3. ( Signing instructions ):

  • ( Individual ): Where the holding is in one name, the Shareholder must sign.

  • ( Joint holding ): Where the holding is in more than one name, all of the Shareholders should sign.

  • ( Power of attorney ): If you have not already provided the power of attorney with the registry, please attach a certified photocopy of the power of attorney to this Proxy Form when you return it.

  • ( Companies ): Where the company has a sole director who is also the sole company secretary, that person must sign. Where the company (pursuant to Section 204A of the Corporations Act) does not have a company secretary, a sole director can also sign alone.

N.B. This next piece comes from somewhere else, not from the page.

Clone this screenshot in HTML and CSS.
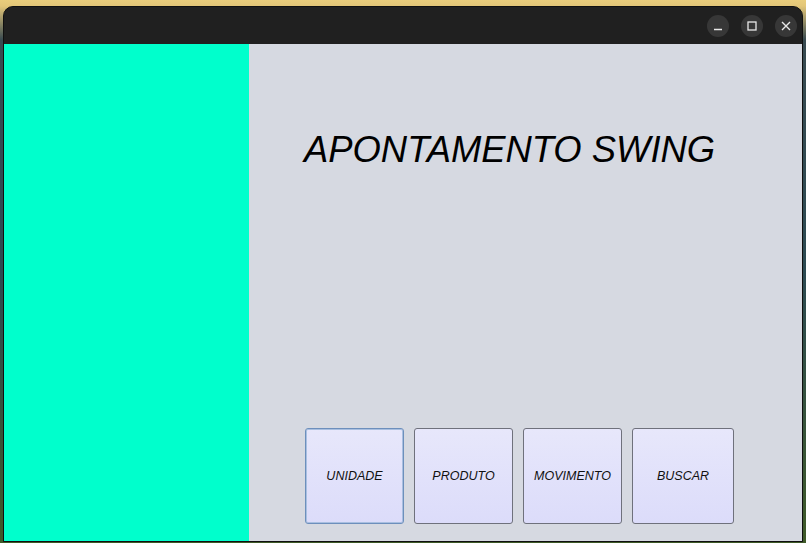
FILE: index.html
```html
<!DOCTYPE html>
<html>
<head>
<meta charset="utf-8">
<link rel="stylesheet" href="styles.css">
</head>
<body>
<div class="desktop">
  <div class="window">
    <div class="titlebar">
      <div class="controls">
        <span class="ctl"><svg width="10" height="10" viewBox="0 0 10 10"><path d="M1 8.5H9" stroke="#e8e8e8" stroke-width="1.3"/></svg></span>
        <span class="ctl"><svg width="10" height="10" viewBox="0 0 10 10"><rect x="1" y="1" width="8" height="8" fill="none" stroke="#e8e8e8" stroke-width="1.3"/></svg></span>
        <span class="ctl"><svg width="10" height="10" viewBox="0 0 10 10"><path d="M1 1L9 9M9 1L1 9" stroke="#e8e8e8" stroke-width="1.4"/></svg></span>
      </div>
    </div>
    <div class="content">
      <div class="side"></div>
      <div class="main">
        <h1 class="title">APONTAMENTO SWING</h1>
        <div class="buttons">
          <button class="btn focused">UNIDADE</button>
          <button class="btn">PRODUTO</button>
          <button class="btn">MOVIMENTO</button>
          <button class="btn wide">BUSCAR</button>
        </div>
      </div>
    </div>
  </div>
</div>
</body>
</html>
```

FILE: styles.css
```css
html, body {
  margin: 0;
  padding: 0;
  width: 806px;
  height: 543px;
  overflow: hidden;
}
.desktop {
  width: 806px;
  height: 543px;
  box-sizing: border-box;
  padding: 6px 3px 0 3px;
  background:
    linear-gradient(to bottom, #e9cd7c 0px, #e3c678 6px, rgba(0,0,0,0) 40px),
    linear-gradient(to bottom, #3a4a50 0%, #2c4a52 50%, #3f5a28 100%);
}
.window {
  width: 800px;
  height: 536px;
  box-sizing: border-box;
  border: 1px solid #101010;
  border-radius: 10px 10px 0 0;
  overflow: hidden;
  display: flex;
  flex-direction: column;
  background: #202020;
}
.titlebar {
  height: 37px;
  flex: none;
  background: #202020;
  display: flex;
  justify-content: flex-end;
  align-items: center;
  padding-right: 5px;
}
.controls {
  display: flex;
  gap: 12px;
  margin-top: 1px;
}
.ctl {
  width: 22px;
  height: 22px;
  border-radius: 50%;
  background: #373737;
  display: flex;
  align-items: center;
  justify-content: center;
}
.content {
  flex: 1;
  display: flex;
}
.side {
  width: 245px;
  flex: none;
  background: #00ffcc;
}
.main {
  flex: 1;
  background: #d6d9e1;
  display: flex;
  flex-direction: column;
  padding-left: 55px;
}
.title {
  margin: 82px 0 0 0;
  font-family: "Liberation Sans", Arial, sans-serif;
  font-style: italic;
  font-weight: normal;
  font-size: 36.4px;
  line-height: 47px;
  color: #000;
}
.buttons {
  margin-top: auto;
  margin-bottom: 17px;
  display: flex;
  gap: 10px;
  padding-left: 1px;
}
.btn {
  width: 99px;
  height: 96px;
  box-sizing: border-box;
  border: 1px solid #6f717c;
  border-radius: 3px;
  background: linear-gradient(to bottom, #e7e7fb 0%, #dcdcfa 100%);
  font-family: "Liberation Sans", Arial, sans-serif;
  font-style: italic;
  font-size: 12.5px;
  color: #111;
  padding: 0;
}
.btn.wide {
  width: 102px;
}
.btn.focused {
  border-color: #6d8fbc;
  box-shadow: inset 0 0 0 1px #a9bfe0;
}
```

Otherwise, a director jointly with either another director or a company secretary must sign. Please sign in the appropriate place to indicate the office held. In addition, if a representative of a company is appointed pursuant to Section 250D of the Corporations Act to attend the Meeting, the documentation evidencing such appointment should be produced prior to admission to the Meeting. A form of a certificate evidencing the appointment may be obtained from the Company.

  • ( Attending the Meeting ): Completion of a Proxy Form will not prevent individual Shareholders from attending the Meeting in person if they wish. Where a Shareholder completes and lodges a valid Proxy Form and attends the Meeting in person, then the proxy’s authority to speak and vote for that Shareholder is suspended while the Shareholder is present at the Meeting.

  • ( Return of Proxy Form ): To vote by proxy, please complete and sign the enclosed Proxy Form and return by:

  • (a) hand to the Company at Level 29, 2 Chifley Square Street Sydney; or

  • (b) post to the Company, PO Box 178 Neutral Bay NSW 2089; or

  • (c) email to the Company at [email protected],

so that it is received not less than 48 hours prior to commencement of the Meeting (i.e. by 10:30am (Sydney time) on 3 April 2024.

Proxy Forms received later than this time will be invalid.